» PROBLEM REQUIREMENTS
Each line containing the word "index" should be found and copied.

** Start DATASET CONTENT **

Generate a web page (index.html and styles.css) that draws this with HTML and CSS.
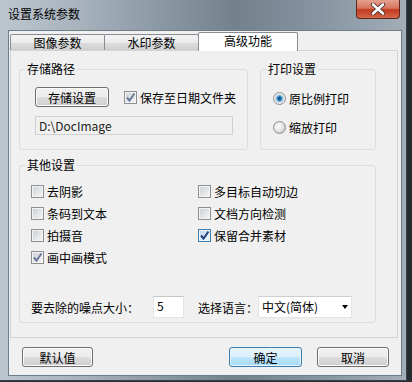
FILE: index.html
```html
<!DOCTYPE html>
<html lang="zh-CN">
<head>
    <meta charset="UTF-8">
    <title>设置系统参数</title>
    <link rel="stylesheet" href="styles.css">
</head>
<body>
    <div class="window">
        <div class="titlebar">
            <span class="title">设置系统参数</span>
            <div class="close">
                <svg width="16" height="12" viewBox="0 0 16 12">
                    <path d="M3 1.5 L13 10.5 M13 1.5 L3 10.5" stroke="#3a2a28" stroke-width="4.2" stroke-linecap="round"/>
                    <path d="M3 1.5 L13 10.5 M13 1.5 L3 10.5" stroke="#fff" stroke-width="2.6" stroke-linecap="round"/>
                </svg>
            </div>
        </div>

        <div class="client">
            <div class="tabs">
                <div class="tab">图像参数</div>
                <div class="tab">水印参数</div>
                <div class="tab active">高级功能</div>
            </div>

            <div class="panel">
                <div class="row-top">
                    <fieldset class="group storage">
                        <legend>存储路径</legend>
                        <div class="body">
                            <div class="line">
                                <button class="btn btn-store">存储设置</button>
                                <label class="check">
                                    <span class="cb on dim"><svg viewBox="0 0 11 11"><path d="M2 5.5 L4.5 8.5 L9.5 1.5"/></svg></span>
                                    保存至日期文件夹
                                </label>
                            </div>
                            <div class="path">D:\DocImage</div>
                        </div>
                    </fieldset>

                    <fieldset class="group print">
                        <legend>打印设置</legend>
                        <div class="body">
                            <label class="radio"><span class="rb on"></span>原比例打印</label>
                            <label class="radio"><span class="rb"></span>缩放打印</label>
                        </div>
                    </fieldset>
                </div>

                <fieldset class="group other">
                    <legend>其他设置</legend>
                    <div class="body">
                        <div class="checks">
                            <label class="check"><span class="cb"></span>去阴影</label>
                            <label class="check"><span class="cb"></span>多目标自动切边</label>
                            <label class="check"><span class="cb"></span>条码到文本</label>
                            <label class="check"><span class="cb"></span>文档方向检测</label>
                            <label class="check"><span class="cb"></span>拍摄音</label>
                            <label class="check"><span class="cb on hot"><svg viewBox="0 0 11 11"><path d="M2 5.5 L4.5 8.5 L9.5 1.5"/></svg></span>保留合并素材</label>
                            <label class="check"><span class="cb on dim"><svg viewBox="0 0 11 11"><path d="M2 5.5 L4.5 8.5 L9.5 1.5"/></svg></span>画中画模式</label>
                        </div>
                        <div class="noise">
                            <span class="lbl-noise">要去除的噪点大小：</span>
                            <div class="num">5</div>
                            <span class="lbl-lang">选择语言：</span>
                            <div class="select">
                                中文(简体)
                                <span class="arrow"></span>
                            </div>
                        </div>
                    </div>
                </fieldset>
            </div>

            <div class="actions">
                <button class="btn btn-default">默认值</button>
                <button class="btn btn-ok">确定</button>
                <button class="btn btn-cancel">取消</button>
            </div>
        </div>
    </div>
</body>
</html>
```

FILE: styles.css
```css
body{
    margin: 0;
    background: #262b30;
    font-family: "Noto Sans CJK SC", "Liberation Sans", sans-serif;
    font-size: 12px;
    color: #000;
}
.window{
    width: 407px;
    height: 381px;
    box-sizing: border-box;
    display: flex;
    flex-direction: column;
    background: linear-gradient(90deg, #bcc6cf 0%, #a9b4be 18%, #8a98a4 40%, #73818d 58%, #8594a0 78%, #a2aeb8 100%);
    border-right: 1px solid #39434c;
    border-bottom: 1px solid #39434c;
}
.titlebar{
    height: 30px;
    display: flex;
    align-items: flex-start;
    flex: none;
}
.title{
    padding: 6px 0 0 8px;
    line-height: 16px;
}
.close{
    margin-left: auto;
    margin-right: 6px;
    width: 44px;
    height: 19px;
    box-sizing: border-box;
    border: 1px solid #5e2a20;
    border-top: none;
    border-radius: 0 0 4px 4px;
    background: linear-gradient(#e4a08e 0%, #d6755e 45%, #c13a1e 55%, #d4664a 100%);
    display: flex;
    align-items: center;
    justify-content: center;
}
.client{
    flex: 1;
    margin: 0 4px 4px 8px;
    border: 1px solid #6f7d89;
    background: #f0f0f0;
    padding: 1px 3px 0 1px;
    display: flex;
    flex-direction: column;
}

/* tabs */
.tabs{
    display: flex;
    align-items: flex-end;
    height: 19px;
    margin-bottom: -1px;
    position: relative;
    z-index: 1;
}
.tab{
    width: 95px;
    height: 16px;
    box-sizing: border-box;
    margin-bottom: 1px;
    border: 1px solid #898c95;
    border-bottom: none;
    border-radius: 2px 2px 0 0;
    background: linear-gradient(#f3f3f3 0%, #ebebeb 50%, #dddddd 51%, #cfcfcf 100%);
    text-align: center;
    line-height: 15px;
}
.tab + .tab{
    margin-left: -1px;
}
.tab.active{
    width: 100px;
    height: 19px;
    margin-bottom: 0;
    background: #fff;
    line-height: 16px;
}
.panel{
    border: 1px solid #d4d4d4;
    padding: 10px 0 14px 8px;
}
.row-top{
    display: flex;
    gap: 12px;
}

/* group boxes */
.group{
    margin: 0;
    padding: 0;
    min-width: 0;
    box-sizing: border-box;
    border: 1px solid #d5dfe5;
    border-radius: 3px;
}
.group legend{
    margin-left: 5px;
    padding: 0 2px;
    line-height: 16px;
}
.storage{
    width: 229px;
    height: 89px;
}
.print{
    width: 116px;
    height: 89px;
}
.other{
    margin-top: 7px;
    width: 357px;
    height: 166px;
}
.storage .body{
    padding: 10px 0 0 15px;
}
.line{
    display: flex;
    align-items: center;
}
.path{
    margin-top: 9px;
    width: 198px;
    height: 19px;
    box-sizing: border-box;
    border: 1px solid #d0d0d0;
    padding-left: 3px;
    line-height: 17px;
    color: #222;
}
.print .body{
    padding: 11px 0 0 12px;
    display: flex;
    flex-direction: column;
    gap: 9px;
}
.other .body{
    padding: 7px 0 0 11px;
}
.checks{
    display: grid;
    grid-template-columns: 167px auto;
    grid-auto-rows: 22px;
}

/* checkbox / radio */
.check, .radio{
    display: flex;
    align-items: center;
    gap: 3px;
    height: 20px;
}
.checks .check{
    height: 22px;
}
.cb{
    width: 13px;
    height: 13px;
    box-sizing: border-box;
    border: 1px solid #8e8f8f;
    box-shadow: inset 0 0 0 1px #f4f4f4;
    background: linear-gradient(135deg, #cbcfd4, #f7f7f7);
    display: flex;
}
.cb svg{
    width: 11px;
    height: 11px;
}
.cb path{
    fill: none;
    stroke: #25407c;
    stroke-width: 2;
}
.cb.dim path{
    stroke: #6b7a99;
}
.cb.hot{
    border-color: #3c7fb1;
    background: linear-gradient(135deg, #b9d8ef, #eef7fd);
}
.rb{
    width: 13px;
    height: 13px;
    box-sizing: border-box;
    border-radius: 50%;
    border: 1px solid #8e8f8f;
    background: radial-gradient(circle at 40% 40%, #fafafa 0, #e2e2e2 5px, #cfcfcf 6px);
}
.rb.on{
    background: radial-gradient(circle at 50% 50%, #0d3f66 0, #2a7db8 2px, #86cbf1 3.3px, #d8d8d8 3.8px, #f6f6f6 6px);
}

/* noise / language row */
.noise{
    margin-top: 28px;
    display: flex;
    align-items: center;
    height: 22px;
}
.lbl-noise{
    width: 122px;
}
.num{
    width: 31px;
    height: 22px;
    box-sizing: border-box;
    border: 1px solid #e3e3e3;
    border-top-color: #c6c6c6;
    background: #fff;
    padding-left: 3px;
    line-height: 18px;
}
.lbl-lang{
    margin-left: 14px;
    width: 60px;
}
.select{
    width: 94px;
    height: 22px;
    box-sizing: border-box;
    border: 1px solid #e3e3e3;
    border-top-color: #cfcfcf;
    background: #fff;
    padding-left: 3px;
    line-height: 18px;
    display: flex;
    align-items: center;
}
.arrow{
    margin-left: auto;
    margin-right: 3px;
    width: 0;
    height: 0;
    border-left: 3.5px solid transparent;
    border-right: 3.5px solid transparent;
    border-top: 4px solid #000;
}

/* buttons */
.btn{
    font: inherit;
    color: #000;
    height: 20px;
    padding: 0;
    box-sizing: border-box;
    border: 1px solid #707070;
    border-radius: 3px;
    background: linear-gradient(#f2f2f2 0%, #ebebeb 50%, #dddddd 51%, #cfcfcf 100%);
    box-shadow: inset 0 0 0 1px #fbfbfb;
    line-height: 17px;
}
.btn-store{
    width: 74px;
    margin-right: 15px;
}
.actions{
    margin-top: 9px;
    padding: 0 9px 0 12px;
    display: flex;
}
.btn-default{
    width: 71px;
}
.btn-ok{
    width: 73px;
    margin-left: auto;
    border-color: #3c7fb1;
    background: linear-gradient(#eaf6fd 0%, #d9f0fc 50%, #bee6fd 51%, #a7d9f5 100%);
    box-shadow: inset 0 0 0 1px #e6f4fc;
}
.btn-cancel{
    width: 72px;
    margin-left: 15px;
}
```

** End DATASET CONTENT **

» FINAL RESULT
Generate a web page (index.html and styles.css) that draws this with HTML and CSS.
FILE: index.html
    z-index: 1;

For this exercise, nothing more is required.